--- BEGIN ---

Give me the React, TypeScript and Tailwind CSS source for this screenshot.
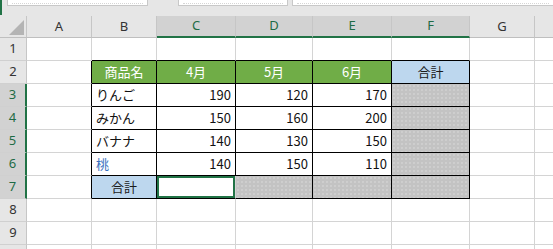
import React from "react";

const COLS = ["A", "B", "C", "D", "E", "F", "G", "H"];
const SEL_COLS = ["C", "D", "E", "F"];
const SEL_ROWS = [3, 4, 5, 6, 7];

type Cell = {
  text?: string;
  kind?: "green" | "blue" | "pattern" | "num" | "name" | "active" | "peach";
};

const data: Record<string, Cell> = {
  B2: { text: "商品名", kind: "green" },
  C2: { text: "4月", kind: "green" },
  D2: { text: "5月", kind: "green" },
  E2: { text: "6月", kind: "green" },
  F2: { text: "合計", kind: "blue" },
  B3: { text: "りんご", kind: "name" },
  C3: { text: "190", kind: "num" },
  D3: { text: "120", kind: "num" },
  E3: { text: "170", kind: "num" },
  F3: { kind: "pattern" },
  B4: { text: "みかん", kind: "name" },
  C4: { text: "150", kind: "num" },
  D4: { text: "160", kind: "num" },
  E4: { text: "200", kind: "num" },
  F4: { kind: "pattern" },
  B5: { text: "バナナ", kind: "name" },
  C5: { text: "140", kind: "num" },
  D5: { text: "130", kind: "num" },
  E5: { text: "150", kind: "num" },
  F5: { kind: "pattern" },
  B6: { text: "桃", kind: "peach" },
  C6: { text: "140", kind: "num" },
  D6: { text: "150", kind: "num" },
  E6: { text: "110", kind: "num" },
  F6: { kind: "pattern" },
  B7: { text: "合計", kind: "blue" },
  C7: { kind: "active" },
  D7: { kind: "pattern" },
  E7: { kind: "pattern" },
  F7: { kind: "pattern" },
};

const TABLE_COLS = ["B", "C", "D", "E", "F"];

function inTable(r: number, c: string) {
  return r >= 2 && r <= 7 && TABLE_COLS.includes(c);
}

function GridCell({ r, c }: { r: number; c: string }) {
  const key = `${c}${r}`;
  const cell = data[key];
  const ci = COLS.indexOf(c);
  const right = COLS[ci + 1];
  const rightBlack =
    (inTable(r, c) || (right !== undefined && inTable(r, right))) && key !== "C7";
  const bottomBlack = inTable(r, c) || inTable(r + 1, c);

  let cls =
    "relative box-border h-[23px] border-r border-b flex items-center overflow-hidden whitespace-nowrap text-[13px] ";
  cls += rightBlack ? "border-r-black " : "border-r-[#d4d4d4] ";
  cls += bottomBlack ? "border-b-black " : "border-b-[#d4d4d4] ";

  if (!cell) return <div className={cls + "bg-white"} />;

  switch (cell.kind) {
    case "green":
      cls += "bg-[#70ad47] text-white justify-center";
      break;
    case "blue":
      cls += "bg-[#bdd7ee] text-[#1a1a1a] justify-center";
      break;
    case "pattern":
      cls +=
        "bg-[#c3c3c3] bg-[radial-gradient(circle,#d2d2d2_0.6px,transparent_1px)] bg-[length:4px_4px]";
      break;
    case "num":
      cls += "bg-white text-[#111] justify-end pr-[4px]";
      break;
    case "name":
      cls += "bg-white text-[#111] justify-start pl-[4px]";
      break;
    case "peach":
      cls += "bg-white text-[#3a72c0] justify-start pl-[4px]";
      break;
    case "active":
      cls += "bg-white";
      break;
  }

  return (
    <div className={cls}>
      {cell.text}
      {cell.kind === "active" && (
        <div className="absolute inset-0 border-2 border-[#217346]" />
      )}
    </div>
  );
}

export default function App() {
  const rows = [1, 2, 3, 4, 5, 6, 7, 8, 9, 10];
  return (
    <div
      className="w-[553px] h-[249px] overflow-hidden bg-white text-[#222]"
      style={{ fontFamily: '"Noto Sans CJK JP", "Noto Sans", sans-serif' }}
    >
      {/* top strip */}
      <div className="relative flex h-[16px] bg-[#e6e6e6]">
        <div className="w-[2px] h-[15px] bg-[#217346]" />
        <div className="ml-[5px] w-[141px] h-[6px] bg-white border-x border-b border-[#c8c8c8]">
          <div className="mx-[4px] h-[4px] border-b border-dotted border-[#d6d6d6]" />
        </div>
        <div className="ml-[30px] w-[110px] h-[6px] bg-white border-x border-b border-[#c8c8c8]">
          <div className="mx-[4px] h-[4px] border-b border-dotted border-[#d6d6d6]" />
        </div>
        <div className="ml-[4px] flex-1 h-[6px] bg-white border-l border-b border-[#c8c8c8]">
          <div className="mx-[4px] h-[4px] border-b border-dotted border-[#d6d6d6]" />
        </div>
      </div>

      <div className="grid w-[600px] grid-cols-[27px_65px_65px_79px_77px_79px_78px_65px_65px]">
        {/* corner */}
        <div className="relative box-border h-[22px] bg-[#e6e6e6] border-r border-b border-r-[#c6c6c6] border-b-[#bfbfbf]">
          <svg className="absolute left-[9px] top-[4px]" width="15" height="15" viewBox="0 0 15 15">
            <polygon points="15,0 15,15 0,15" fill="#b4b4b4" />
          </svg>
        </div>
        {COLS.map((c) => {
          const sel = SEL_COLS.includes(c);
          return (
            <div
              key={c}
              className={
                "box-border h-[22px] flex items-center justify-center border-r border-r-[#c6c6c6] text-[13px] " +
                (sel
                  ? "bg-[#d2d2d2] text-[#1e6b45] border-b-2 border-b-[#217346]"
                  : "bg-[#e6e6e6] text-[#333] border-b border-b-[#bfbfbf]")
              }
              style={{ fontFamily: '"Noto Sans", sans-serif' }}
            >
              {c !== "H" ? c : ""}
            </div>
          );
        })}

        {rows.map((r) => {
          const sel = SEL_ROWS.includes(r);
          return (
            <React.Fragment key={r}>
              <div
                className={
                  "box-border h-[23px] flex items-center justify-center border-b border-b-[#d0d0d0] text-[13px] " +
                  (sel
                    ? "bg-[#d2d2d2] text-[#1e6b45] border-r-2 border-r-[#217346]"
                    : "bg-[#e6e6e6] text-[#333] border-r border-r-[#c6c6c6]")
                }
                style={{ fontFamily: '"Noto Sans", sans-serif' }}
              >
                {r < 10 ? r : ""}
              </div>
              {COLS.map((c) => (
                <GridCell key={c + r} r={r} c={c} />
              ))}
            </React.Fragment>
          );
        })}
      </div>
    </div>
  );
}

--- END ---
--- BEGIN ---

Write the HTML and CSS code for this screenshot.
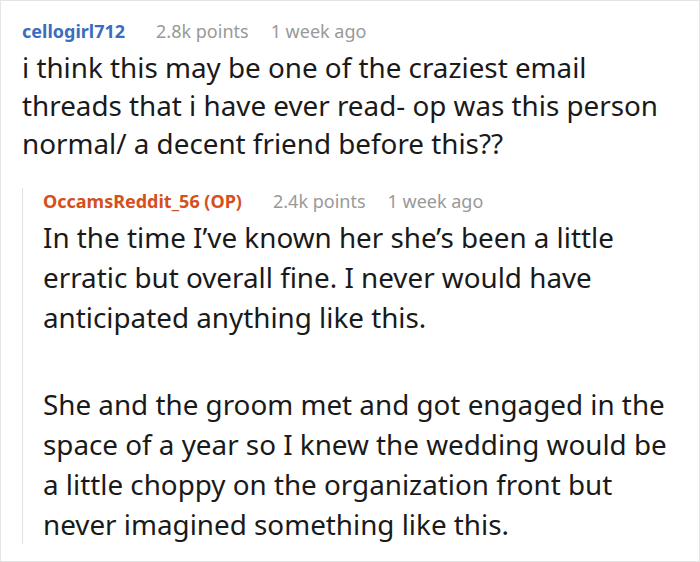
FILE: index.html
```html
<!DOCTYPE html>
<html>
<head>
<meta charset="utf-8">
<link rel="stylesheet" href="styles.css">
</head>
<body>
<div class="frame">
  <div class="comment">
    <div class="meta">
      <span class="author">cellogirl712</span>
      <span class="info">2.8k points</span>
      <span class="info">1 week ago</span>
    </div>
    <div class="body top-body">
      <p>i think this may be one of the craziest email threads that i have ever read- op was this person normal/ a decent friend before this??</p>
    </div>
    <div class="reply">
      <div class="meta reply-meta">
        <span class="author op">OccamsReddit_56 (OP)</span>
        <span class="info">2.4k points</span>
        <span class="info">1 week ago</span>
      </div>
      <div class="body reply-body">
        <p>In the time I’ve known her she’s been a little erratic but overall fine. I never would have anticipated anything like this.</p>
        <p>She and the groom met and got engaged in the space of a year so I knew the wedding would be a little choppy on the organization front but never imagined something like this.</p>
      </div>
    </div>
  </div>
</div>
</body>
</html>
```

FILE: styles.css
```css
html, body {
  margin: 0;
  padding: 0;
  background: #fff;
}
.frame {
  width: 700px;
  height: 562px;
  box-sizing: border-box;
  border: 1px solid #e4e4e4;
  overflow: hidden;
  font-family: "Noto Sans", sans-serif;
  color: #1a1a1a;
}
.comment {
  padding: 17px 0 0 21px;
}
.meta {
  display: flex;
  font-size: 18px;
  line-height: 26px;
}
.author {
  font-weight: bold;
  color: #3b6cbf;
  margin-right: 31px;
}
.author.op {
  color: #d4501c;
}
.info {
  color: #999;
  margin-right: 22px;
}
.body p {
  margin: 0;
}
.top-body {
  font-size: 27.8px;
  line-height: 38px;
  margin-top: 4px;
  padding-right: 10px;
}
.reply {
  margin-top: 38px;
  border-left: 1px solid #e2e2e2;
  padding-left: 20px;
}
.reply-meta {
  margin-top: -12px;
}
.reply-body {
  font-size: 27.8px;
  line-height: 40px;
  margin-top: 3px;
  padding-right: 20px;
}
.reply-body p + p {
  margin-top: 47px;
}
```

--- END ---

• _The request_: Leave the pictures out and print, exactly as written, every line from the one holding "Give me the" down to the one holding "const SEL_ROWS = [3, 4, 5, 6, 7];", both of those included.

• _The response_:
Give me the React, TypeScript and Tailwind CSS source for this screenshot.
import React from "react";

const COLS = ["A", "B", "C", "D", "E", "F", "G", "H"];
const SEL_COLS = ["C", "D", "E", "F"];
const SEL_ROWS = [3, 4, 5, 6, 7];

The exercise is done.